Friday, January 30, 2009

Break Fees and Lawyers

Of course the one set of parties that has remained (incriminatingly) silent on most of this debate is the law society and the lawyers;

They could at least have helped clear up the confusion around the legal obligations of the banks preventing them doing what most are currently accusing them of;

However perhaps it is because ultimately it was their responsibility to their client to properly explain those clauses in the contract they were collecting their fees for?

The Break Fee Debate

ITs good to see the banks are hanging tough on break fees - although I'm disappointed in Bill English's proposed pressure on KiwiBank to potentially lower these.

Lets be clear here as there has been a huge amount of morons commenting on this subject when they have no actual concept:

The banks are not making money out of this - there is no margin in the break fee, it is genuine costs relating to the fact that people are wanting to intentionally breach contracts.
In fact the CCCFA (Credit Contracts and Consumer Finance Act 2003) both means it is illegal for them to make money on the break fee - and (to put another misinformation to bed) sets out how they should calculate the fee.  

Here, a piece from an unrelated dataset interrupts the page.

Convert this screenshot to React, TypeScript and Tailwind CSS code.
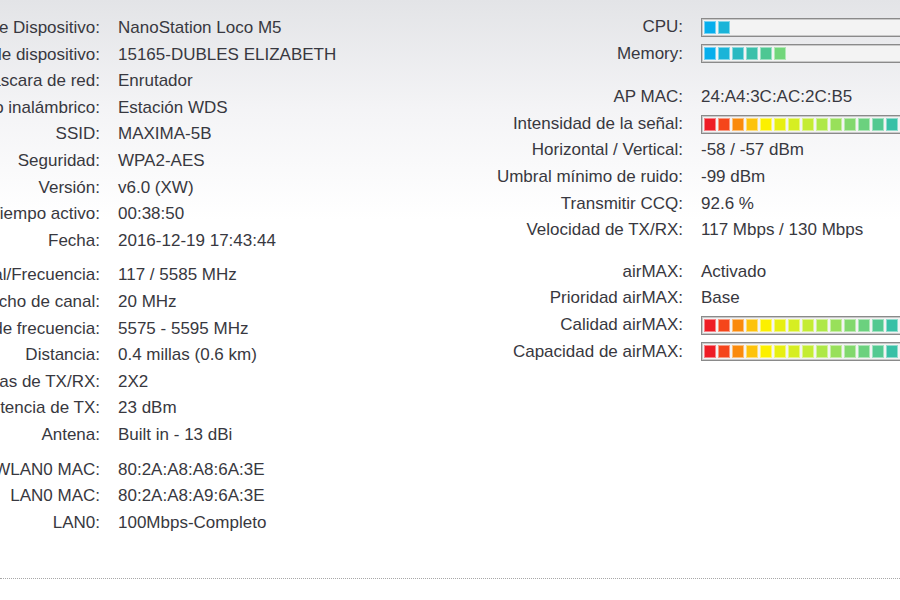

There is ambiguity in the law as to which rate the lender should use as their relending rate - If your original contract was for 5 years fixed rate, you are now 2 years in the lender may be relending at the variable, the 5 year or the 3 year rate? However while this is unclear in the law which must be used, it is stipulated in the contract.

Which in the end is much of the point here - how are people legitimately thinking they should be able to walk out of a legally binding contract without paying the other parties costs?  These pillocks are effectively arguing that when the rates were rising the banks should have been able to give the homeowner (EG) $4000 and then say "sorry, but you're back on the variable (3% higher) variable rate now".  Because the fix works both ways.

In the end the risk is 2 ways - if the rates had spiked rather than dropped would you still be complaining about being on a fixed rate?  Furtermore is it the bank that has dropped the OCR? (or raised it initially)?
The only way around it is to either align the term of the fixed rate to the term of the mortgage or go completely variable rate - but I don't see these plonkers actually going for either of these options.  Unfortunatly the nanny state seems to haev won in its efforts to create a nation of whiners that not only thinks they can have their cake and eat it too - but actually have someone else bake it for free in the first place.